Good looks, higher pay

2009

We may all like to think we get paid for our ability and because of what we achieve. But the sad truth is good looks and a winning smile count for more than they ought to when it comes to deciding who should earn what.

Ability and results can speak volumes about a person, but confidence and, most controversially, someone's attractiveness can also swing the balance when it comes to landing a good job and top-notch salary, latest research has suggested.

According to a study by academics at the University of Florida people looking for a good job at a good salary can find their intelligence is not be the only trait that puts them at the top of the pay scale.

Looks and confidence can all help job-seekers stand out from the crowd with employers.

"Little is known about why there are income disparities between the good-looking and the not-so-good-looking," conceded study lead author Timothy Judge.

"We've found that, even accounting for intelligence, a person's feeling of self-worth is enhanced by how attractive they are and this, in turn, results in higher pay," he added.

The research has been published in the May issue of the American Psychological Association's Journal of Applied Psychology.

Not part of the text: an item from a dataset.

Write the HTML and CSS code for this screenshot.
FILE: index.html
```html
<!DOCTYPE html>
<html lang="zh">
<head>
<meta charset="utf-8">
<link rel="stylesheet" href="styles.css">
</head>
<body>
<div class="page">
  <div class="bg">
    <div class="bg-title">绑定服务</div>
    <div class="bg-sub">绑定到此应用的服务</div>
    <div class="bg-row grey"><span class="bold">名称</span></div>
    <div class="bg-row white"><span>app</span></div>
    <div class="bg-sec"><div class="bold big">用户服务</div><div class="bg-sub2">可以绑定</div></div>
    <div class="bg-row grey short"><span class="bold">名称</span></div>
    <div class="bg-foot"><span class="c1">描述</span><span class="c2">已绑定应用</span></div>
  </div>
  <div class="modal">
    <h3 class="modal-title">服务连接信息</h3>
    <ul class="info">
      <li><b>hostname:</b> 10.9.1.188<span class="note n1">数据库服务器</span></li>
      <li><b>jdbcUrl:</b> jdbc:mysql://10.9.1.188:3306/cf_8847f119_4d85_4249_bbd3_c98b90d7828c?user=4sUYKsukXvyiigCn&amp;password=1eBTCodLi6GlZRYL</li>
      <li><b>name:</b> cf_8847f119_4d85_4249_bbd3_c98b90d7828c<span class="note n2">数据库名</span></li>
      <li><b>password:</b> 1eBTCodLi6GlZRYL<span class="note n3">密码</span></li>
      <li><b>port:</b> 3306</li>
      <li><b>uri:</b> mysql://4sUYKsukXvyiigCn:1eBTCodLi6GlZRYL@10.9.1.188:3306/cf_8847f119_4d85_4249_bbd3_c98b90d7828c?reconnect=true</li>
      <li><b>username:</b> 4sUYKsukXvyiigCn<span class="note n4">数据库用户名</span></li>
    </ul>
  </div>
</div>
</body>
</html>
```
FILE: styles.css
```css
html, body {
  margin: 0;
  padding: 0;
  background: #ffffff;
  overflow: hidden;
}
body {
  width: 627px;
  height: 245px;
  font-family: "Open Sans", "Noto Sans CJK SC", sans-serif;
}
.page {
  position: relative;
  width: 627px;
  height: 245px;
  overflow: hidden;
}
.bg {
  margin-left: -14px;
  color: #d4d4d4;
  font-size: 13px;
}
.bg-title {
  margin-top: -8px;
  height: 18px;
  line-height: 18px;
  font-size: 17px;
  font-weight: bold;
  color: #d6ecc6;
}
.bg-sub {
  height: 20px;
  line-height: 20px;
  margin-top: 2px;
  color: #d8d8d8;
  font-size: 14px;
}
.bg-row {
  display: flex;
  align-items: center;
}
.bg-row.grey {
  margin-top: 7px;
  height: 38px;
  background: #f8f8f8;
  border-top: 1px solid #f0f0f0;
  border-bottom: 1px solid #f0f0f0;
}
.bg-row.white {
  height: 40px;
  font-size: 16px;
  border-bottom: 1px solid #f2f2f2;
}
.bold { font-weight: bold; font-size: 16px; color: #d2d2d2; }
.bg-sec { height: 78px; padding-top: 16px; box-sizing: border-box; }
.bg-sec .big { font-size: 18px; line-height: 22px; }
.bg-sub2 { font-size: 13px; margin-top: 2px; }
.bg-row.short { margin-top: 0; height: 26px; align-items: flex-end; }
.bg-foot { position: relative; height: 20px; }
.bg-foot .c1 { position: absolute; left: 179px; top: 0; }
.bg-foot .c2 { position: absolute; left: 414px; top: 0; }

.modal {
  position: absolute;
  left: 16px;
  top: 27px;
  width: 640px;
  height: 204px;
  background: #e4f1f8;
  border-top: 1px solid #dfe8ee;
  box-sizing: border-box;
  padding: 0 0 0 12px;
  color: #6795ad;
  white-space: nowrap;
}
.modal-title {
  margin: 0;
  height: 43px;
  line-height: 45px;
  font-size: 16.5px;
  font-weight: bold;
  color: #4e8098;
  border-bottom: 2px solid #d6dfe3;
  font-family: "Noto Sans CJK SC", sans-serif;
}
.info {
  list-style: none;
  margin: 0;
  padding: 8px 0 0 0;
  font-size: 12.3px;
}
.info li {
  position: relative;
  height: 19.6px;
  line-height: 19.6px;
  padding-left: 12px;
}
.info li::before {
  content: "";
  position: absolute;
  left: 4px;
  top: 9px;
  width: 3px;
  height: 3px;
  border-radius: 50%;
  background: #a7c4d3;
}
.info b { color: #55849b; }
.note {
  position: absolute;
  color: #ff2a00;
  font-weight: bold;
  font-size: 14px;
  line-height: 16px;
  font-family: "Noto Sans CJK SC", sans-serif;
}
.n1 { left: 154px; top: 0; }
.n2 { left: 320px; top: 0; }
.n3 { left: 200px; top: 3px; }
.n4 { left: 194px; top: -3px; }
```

The study looked at 191 men and women between the ages of 25 and 75 who were interviewed three times six months apart starting in 1995.

They answered questions about their household income, education and financial stresses and evaluated how happy or disappointed they were with their achievements up to that point.

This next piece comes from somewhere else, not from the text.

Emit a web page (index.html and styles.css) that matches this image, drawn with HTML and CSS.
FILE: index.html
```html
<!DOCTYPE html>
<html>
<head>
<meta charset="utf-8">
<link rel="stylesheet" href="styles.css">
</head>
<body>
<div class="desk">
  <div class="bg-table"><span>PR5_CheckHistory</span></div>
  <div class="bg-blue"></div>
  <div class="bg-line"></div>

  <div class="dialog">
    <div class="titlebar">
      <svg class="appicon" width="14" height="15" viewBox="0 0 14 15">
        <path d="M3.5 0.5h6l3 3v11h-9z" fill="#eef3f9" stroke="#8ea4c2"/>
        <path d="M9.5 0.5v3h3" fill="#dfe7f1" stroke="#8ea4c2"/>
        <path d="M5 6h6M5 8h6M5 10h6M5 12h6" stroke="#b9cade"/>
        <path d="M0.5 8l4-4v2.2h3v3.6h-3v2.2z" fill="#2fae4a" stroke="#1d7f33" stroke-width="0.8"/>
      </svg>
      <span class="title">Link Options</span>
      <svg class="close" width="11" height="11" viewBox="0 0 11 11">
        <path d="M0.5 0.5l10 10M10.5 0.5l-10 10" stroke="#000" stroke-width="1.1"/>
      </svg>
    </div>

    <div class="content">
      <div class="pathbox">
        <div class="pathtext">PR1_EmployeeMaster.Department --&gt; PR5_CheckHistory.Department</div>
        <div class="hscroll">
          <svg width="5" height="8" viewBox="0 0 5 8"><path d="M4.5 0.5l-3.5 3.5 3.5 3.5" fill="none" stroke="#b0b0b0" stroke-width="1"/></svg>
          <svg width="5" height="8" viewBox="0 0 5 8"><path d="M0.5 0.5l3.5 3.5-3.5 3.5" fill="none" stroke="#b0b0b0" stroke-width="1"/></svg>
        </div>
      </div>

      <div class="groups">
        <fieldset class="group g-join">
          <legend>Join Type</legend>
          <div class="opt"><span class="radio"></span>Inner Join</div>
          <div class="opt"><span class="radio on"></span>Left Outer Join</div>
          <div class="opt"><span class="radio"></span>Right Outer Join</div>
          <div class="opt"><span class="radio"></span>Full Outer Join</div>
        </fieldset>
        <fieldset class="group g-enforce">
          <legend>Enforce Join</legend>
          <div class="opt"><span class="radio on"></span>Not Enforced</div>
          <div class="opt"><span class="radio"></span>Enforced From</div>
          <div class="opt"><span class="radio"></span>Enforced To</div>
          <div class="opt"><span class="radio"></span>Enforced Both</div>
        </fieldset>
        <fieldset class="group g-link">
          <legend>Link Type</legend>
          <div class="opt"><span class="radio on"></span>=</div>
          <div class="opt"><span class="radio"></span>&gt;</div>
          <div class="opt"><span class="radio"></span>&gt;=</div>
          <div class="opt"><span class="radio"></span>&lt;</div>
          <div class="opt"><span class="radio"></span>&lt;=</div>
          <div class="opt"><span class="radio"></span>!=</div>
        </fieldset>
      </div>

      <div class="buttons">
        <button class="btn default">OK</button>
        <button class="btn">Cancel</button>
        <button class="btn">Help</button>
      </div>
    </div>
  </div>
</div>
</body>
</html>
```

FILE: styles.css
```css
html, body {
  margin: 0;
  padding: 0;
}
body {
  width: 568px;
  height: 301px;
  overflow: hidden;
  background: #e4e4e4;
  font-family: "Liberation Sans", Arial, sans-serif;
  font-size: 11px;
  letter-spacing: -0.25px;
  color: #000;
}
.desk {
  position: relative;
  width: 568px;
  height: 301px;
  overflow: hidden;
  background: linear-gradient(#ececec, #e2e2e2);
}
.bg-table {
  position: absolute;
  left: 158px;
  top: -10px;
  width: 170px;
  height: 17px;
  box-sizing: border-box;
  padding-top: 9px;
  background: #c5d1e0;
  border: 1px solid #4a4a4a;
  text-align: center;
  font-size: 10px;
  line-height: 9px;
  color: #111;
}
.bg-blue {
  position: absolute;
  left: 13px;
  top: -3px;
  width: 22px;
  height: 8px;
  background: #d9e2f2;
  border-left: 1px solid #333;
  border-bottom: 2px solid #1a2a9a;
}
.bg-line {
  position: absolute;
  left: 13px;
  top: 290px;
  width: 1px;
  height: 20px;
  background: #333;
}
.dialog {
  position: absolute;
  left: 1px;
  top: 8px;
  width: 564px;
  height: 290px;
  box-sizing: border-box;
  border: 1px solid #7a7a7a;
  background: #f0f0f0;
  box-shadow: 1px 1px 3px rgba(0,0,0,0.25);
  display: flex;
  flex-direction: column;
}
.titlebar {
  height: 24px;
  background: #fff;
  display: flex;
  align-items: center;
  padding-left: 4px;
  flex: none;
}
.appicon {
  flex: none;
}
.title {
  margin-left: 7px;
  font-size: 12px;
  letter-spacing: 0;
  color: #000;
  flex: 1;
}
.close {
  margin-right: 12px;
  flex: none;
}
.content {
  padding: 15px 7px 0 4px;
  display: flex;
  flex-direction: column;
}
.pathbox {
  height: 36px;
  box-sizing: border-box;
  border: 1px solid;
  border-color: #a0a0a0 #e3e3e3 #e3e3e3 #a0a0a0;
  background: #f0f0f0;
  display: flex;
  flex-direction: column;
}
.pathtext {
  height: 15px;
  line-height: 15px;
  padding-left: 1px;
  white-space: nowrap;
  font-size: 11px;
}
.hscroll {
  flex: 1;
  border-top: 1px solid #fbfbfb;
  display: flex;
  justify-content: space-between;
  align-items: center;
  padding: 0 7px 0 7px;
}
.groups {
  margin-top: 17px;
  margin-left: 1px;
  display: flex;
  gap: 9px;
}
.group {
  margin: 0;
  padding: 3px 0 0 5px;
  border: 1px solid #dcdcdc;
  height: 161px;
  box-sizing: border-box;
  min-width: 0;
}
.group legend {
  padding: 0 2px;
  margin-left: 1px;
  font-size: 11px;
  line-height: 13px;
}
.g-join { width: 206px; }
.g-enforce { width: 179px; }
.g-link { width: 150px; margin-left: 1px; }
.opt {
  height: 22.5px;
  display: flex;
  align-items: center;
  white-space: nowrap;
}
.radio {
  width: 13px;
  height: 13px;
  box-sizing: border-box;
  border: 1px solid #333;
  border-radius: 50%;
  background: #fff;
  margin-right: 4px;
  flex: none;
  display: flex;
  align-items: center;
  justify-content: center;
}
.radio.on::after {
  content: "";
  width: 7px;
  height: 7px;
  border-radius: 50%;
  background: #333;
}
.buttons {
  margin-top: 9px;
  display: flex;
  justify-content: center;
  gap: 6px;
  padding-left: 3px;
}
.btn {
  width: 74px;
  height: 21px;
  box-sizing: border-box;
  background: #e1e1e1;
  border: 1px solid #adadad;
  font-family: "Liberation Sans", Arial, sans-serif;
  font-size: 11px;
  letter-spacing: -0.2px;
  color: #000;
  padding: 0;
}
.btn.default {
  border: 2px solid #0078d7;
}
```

They then completed several intelligence and cognitive tests and had their pictures taken.

Several different people on the research team rated each person's attractiveness relative to their age and gender. The raters were men and women of varying ages, with the authors then calculating an average attractiveness score for each participant based on those ratings.

The researchers found that physical attractiveness had a significant impact on how much people got paid, how educated they were, and how they evaluated themselves.

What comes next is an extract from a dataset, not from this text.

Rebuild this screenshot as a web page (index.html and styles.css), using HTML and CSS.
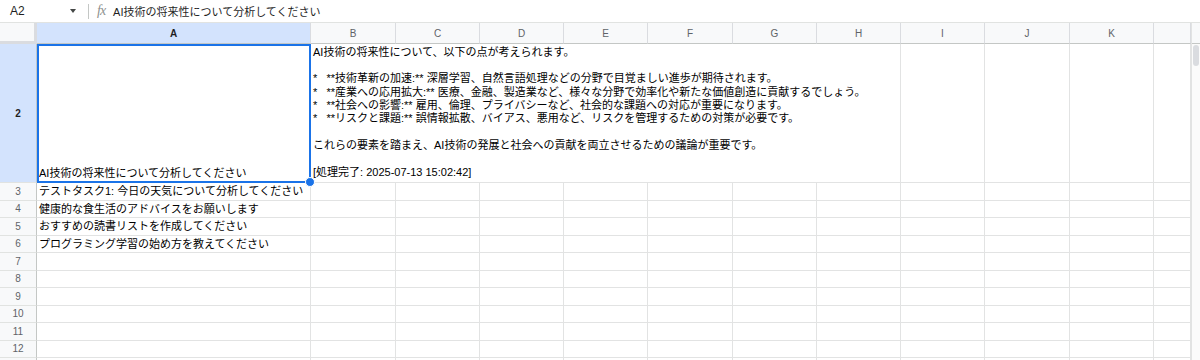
FILE: index.html
```html
<!DOCTYPE html>
<html lang="ja">
<head>
  <meta charset="UTF-8" />
  <title>Sheet</title>
  <link rel="stylesheet" href="styles.css">
</head>
<body>

  <!-- Formula bar -->
  <div class="formula-bar">
    <div class="name-box">A2</div>
    <span class="caret"></span>
    <span class="divider"></span>
    <span class="fx">fx</span>
    <div class="formula">AI技術の将来性について分析してください</div>
  </div>

  <div class="sheet">
    <div class="grid">
      <div class="row head">
        <div class="corner"></div>
        <div class="ch sel">A</div>
        <div class="ch">B</div>
        <div class="ch">C</div>
        <div class="ch">D</div>
        <div class="ch">E</div>
        <div class="ch">F</div>
        <div class="ch">G</div>
        <div class="ch">H</div>
        <div class="ch">I</div>
        <div class="ch">J</div>
        <div class="ch">K</div>
        <div class="ch"></div>
      </div>

      <div class="row tall">
        <div class="rh sel">2</div>
        <div class="c active">AI技術の将来性について分析してください</div>
        <div class="c answer">AI技術の将来性について、以下の点が考えられます。

*   **技術革新の加速:** 深層学習、自然言語処理などの分野で目覚ましい進歩が期待されます。
*   **産業への応用拡大:** 医療、金融、製造業など、様々な分野で効率化や新たな価値創造に貢献するでしょう。
*   **社会への影響:** 雇用、倫理、プライバシーなど、社会的な課題への対応が重要になります。
*   **リスクと課題:** 誤情報拡散、バイアス、悪用など、リスクを管理するための対策が必要です。

これらの要素を踏まえ、AI技術の発展と社会への貢献を両立させるための議論が重要です。

[処理完了: 2025-07-13 15:02:42]</div>
        <div class="c"></div><div class="c"></div><div class="c"></div><div class="c"></div>
      </div>

      <div class="row">
        <div class="rh">3</div>
        <div class="c">テストタスク1: 今日の天気について分析してください</div>
        <div class="c"></div><div class="c"></div><div class="c"></div><div class="c"></div><div class="c"></div>
        <div class="c"></div><div class="c"></div><div class="c"></div><div class="c"></div><div class="c"></div><div class="c"></div>
      </div>
      <div class="row">
        <div class="rh">4</div>
        <div class="c">健康的な食生活のアドバイスをお願いします</div>
        <div class="c"></div><div class="c"></div><div class="c"></div><div class="c"></div><div class="c"></div>
        <div class="c"></div><div class="c"></div><div class="c"></div><div class="c"></div><div class="c"></div><div class="c"></div>
      </div>
      <div class="row">
        <div class="rh">5</div>
        <div class="c">おすすめの読書リストを作成してください</div>
        <div class="c"></div><div class="c"></div><div class="c"></div><div class="c"></div><div class="c"></div>
        <div class="c"></div><div class="c"></div><div class="c"></div><div class="c"></div><div class="c"></div><div class="c"></div>
      </div>
      <div class="row">
        <div class="rh">6</div>
        <div class="c">プログラミング学習の始め方を教えてください</div>
        <div class="c"></div><div class="c"></div><div class="c"></div><div class="c"></div><div class="c"></div>
        <div class="c"></div><div class="c"></div><div class="c"></div><div class="c"></div><div class="c"></div><div class="c"></div>
      </div>
      <div class="row">
        <div class="rh">7</div>
        <div class="c"></div><div class="c"></div><div class="c"></div><div class="c"></div><div class="c"></div><div class="c"></div>
        <div class="c"></div><div class="c"></div><div class="c"></div><div class="c"></div><div class="c"></div><div class="c"></div>
      </div>
      <div class="row">
        <div class="rh">8</div>
        <div class="c"></div><div class="c"></div><div class="c"></div><div class="c"></div><div class="c"></div><div class="c"></div>
        <div class="c"></div><div class="c"></div><div class="c"></div><div class="c"></div><div class="c"></div><div class="c"></div>
      </div>
      <div class="row">
        <div class="rh">9</div>
        <div class="c"></div><div class="c"></div><div class="c"></div><div class="c"></div><div class="c"></div><div class="c"></div>
        <div class="c"></div><div class="c"></div><div class="c"></div><div class="c"></div><div class="c"></div><div class="c"></div>
      </div>
      <div class="row">
        <div class="rh">10</div>
        <div class="c"></div><div class="c"></div><div class="c"></div><div class="c"></div><div class="c"></div><div class="c"></div>
        <div class="c"></div><div class="c"></div><div class="c"></div><div class="c"></div><div class="c"></div><div class="c"></div>
      </div>
      <div class="row">
        <div class="rh">11</div>
        <div class="c"></div><div class="c"></div><div class="c"></div><div class="c"></div><div class="c"></div><div class="c"></div>
        <div class="c"></div><div class="c"></div><div class="c"></div><div class="c"></div><div class="c"></div><div class="c"></div>
      </div>
      <div class="row">
        <div class="rh">12</div>
        <div class="c"></div><div class="c"></div><div class="c"></div><div class="c"></div><div class="c"></div><div class="c"></div>
        <div class="c"></div><div class="c"></div><div class="c"></div><div class="c"></div><div class="c"></div><div class="c"></div>
      </div>
      <div class="row">
        <div class="rh"></div>
        <div class="c"></div><div class="c"></div><div class="c"></div><div class="c"></div><div class="c"></div><div class="c"></div>
        <div class="c"></div><div class="c"></div><div class="c"></div><div class="c"></div><div class="c"></div><div class="c"></div>
      </div>
    </div>

    <div class="scrollbar">
      <div class="scroll-head"></div>
      <div class="thumb"></div>
    </div>
  </div>

</body>
</html>
```

FILE: styles.css
```css
* {
  box-sizing: border-box;
}

body {
  margin: 0;
  font-family: "Liberation Sans", "Noto Sans CJK JP", sans-serif;
  background: white;
  color: #1f1f1f;
  height: 360px;
  overflow: hidden;
}

/* Formula bar */
.formula-bar {
  display: flex;
  align-items: center;
  height: 23px;
  border-bottom: 1px solid #e1e3e1;
}

.name-box {
  width: 70px;
  padding-left: 10px;
  font-size: 12px;
}

.caret {
  width: 0;
  height: 0;
  border-left: 3px solid transparent;
  border-right: 3px solid transparent;
  border-top: 4px solid #444746;
  margin-right: 12px;
}

.divider {
  width: 1px;
  height: 15px;
  background: #c4c7c5;
  margin-right: 8px;
}

.fx {
  font-family: "Liberation Serif", serif;
  font-style: italic;
  font-size: 14px;
  color: #8e918f;
  margin-right: 8px;
  letter-spacing: -1px;
}

.formula {
  font-size: 11px;
}

/* Sheet grid */
.sheet {
  display: flex;
}

.grid {
  width: 1191px;
}

.row {
  display: grid;
  grid-template-columns: 37px 274px 85px 84px 84px 84px 85px 84px 84px 84px 85px 84px 37px;
  height: 17.5px;
}

.row.head {
  height: 21px;
}

.row.tall {
  height: 139px;
}

.corner {
  background: #f8f9fa;
  border-right: 3px solid #dadce0;
  border-bottom: 3px solid #dadce0;
}

.ch {
  background: #f8f9fa;
  border-right: 1px solid #dadce0;
  border-bottom: 1px solid #c4c7c5;
  color: #5f6368;
  font-size: 10px;
  display: flex;
  align-items: center;
  justify-content: center;
}

.rh {
  background: #f8f9fa;
  border-right: 1px solid #c4c7c5;
  border-bottom: 1px solid #e1e3e1;
  color: #5f6368;
  font-size: 10px;
  display: flex;
  align-items: center;
  justify-content: center;
}

.ch.sel,
.rh.sel {
  background: #d3e3fd;
  color: #1f1f1f;
  font-weight: bold;
}

.c {
  border-right: 1px solid #e2e3e3;
  border-bottom: 1px solid #e2e3e3;
  font-size: 11px;
  line-height: 16px;
  padding: 0 2px;
  white-space: nowrap;
  overflow: hidden;
  color: #000;
}

.tall .c {
  display: flex;
  align-items: flex-end;
  padding-bottom: 1px;
}

.c.answer {
  grid-column: span 7;
  white-space: pre;
  line-height: 13.33px;
  padding-bottom: 3px;
  overflow: visible;
}

.c.active {
  position: relative;
  overflow: visible;
}

.c.active::after {
  content: "";
  position: absolute;
  top: 0;
  left: 0;
  right: -1px;
  bottom: -1px;
  border: 2px solid #1a73e8;
}

.c.active::before {
  content: "";
  position: absolute;
  right: -5px;
  bottom: -5px;
  width: 8px;
  height: 8px;
  border-radius: 50%;
  background: #1a73e8;
  border: 1px solid white;
  z-index: 2;
}

/* Scrollbar */
.scrollbar {
  width: 9px;
  border-left: 1px solid #e2e3e3;
  background: #fbfbfb;
}

.scroll-head {
  height: 21px;
  background: #f8f9fa;
  border-bottom: 1px solid #c4c7c5;
}

.thumb {
  margin: 1px 0 0 1px;
  width: 6px;
  height: 21px;
  border-radius: 3px;
  background: #dadce0;
}
```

Essentially, people who were rated good-looking made more money, were better educated and were more confident.

But the good news for all those who have, as it were, "a face for radio" is that the effects of a person's intelligence on income were stronger than those of a person's attractiveness.

"We can be somewhat heartened by the fact that the effects of general intelligence on income were stronger than those of facial attractiveness," said Judge.

"It turns out that the brainy are not necessarily at a disadvantage to the beautiful, and if one possesses intelligence and good looks, then all the better," he added.

Another factor that could play a part is the research showed that good-looking people tended to think more highly of their worth and capabilities which, in turn, led to more money and less financial stress.

For employers and managers one way to get around this subconscious bias towards the more attractive was to rely on objective measures such as personality and ability tests when recruiting people, argued Judge.

"It is still worthwhile for employers to make an effort to reduce the effects of bias toward attractive people in the workplace," he pointed out.

The lastest study is not the first to make the link between salary and beauty and brains, with 2005 for some reason being a bit of a red-letter year for such claims.

In the summer of that year, a poll of 2,000 women by fashion magazine Top Sante found that more than half felt having a better body and being more attractive would help them to climb the career ladder.

At much the same time a study by the Federal Reserve Bank of St Louis concluded that good-looking, slim, tall people earned around five per cent more per hour than their less attractive colleagues.

And finally a British survey by consultancy Aziz Corporation reported that more than a quarter of women executives would be prepared to undergo a face lift, plastic surgery or Botox treatments if they thought it would boost their career prospects.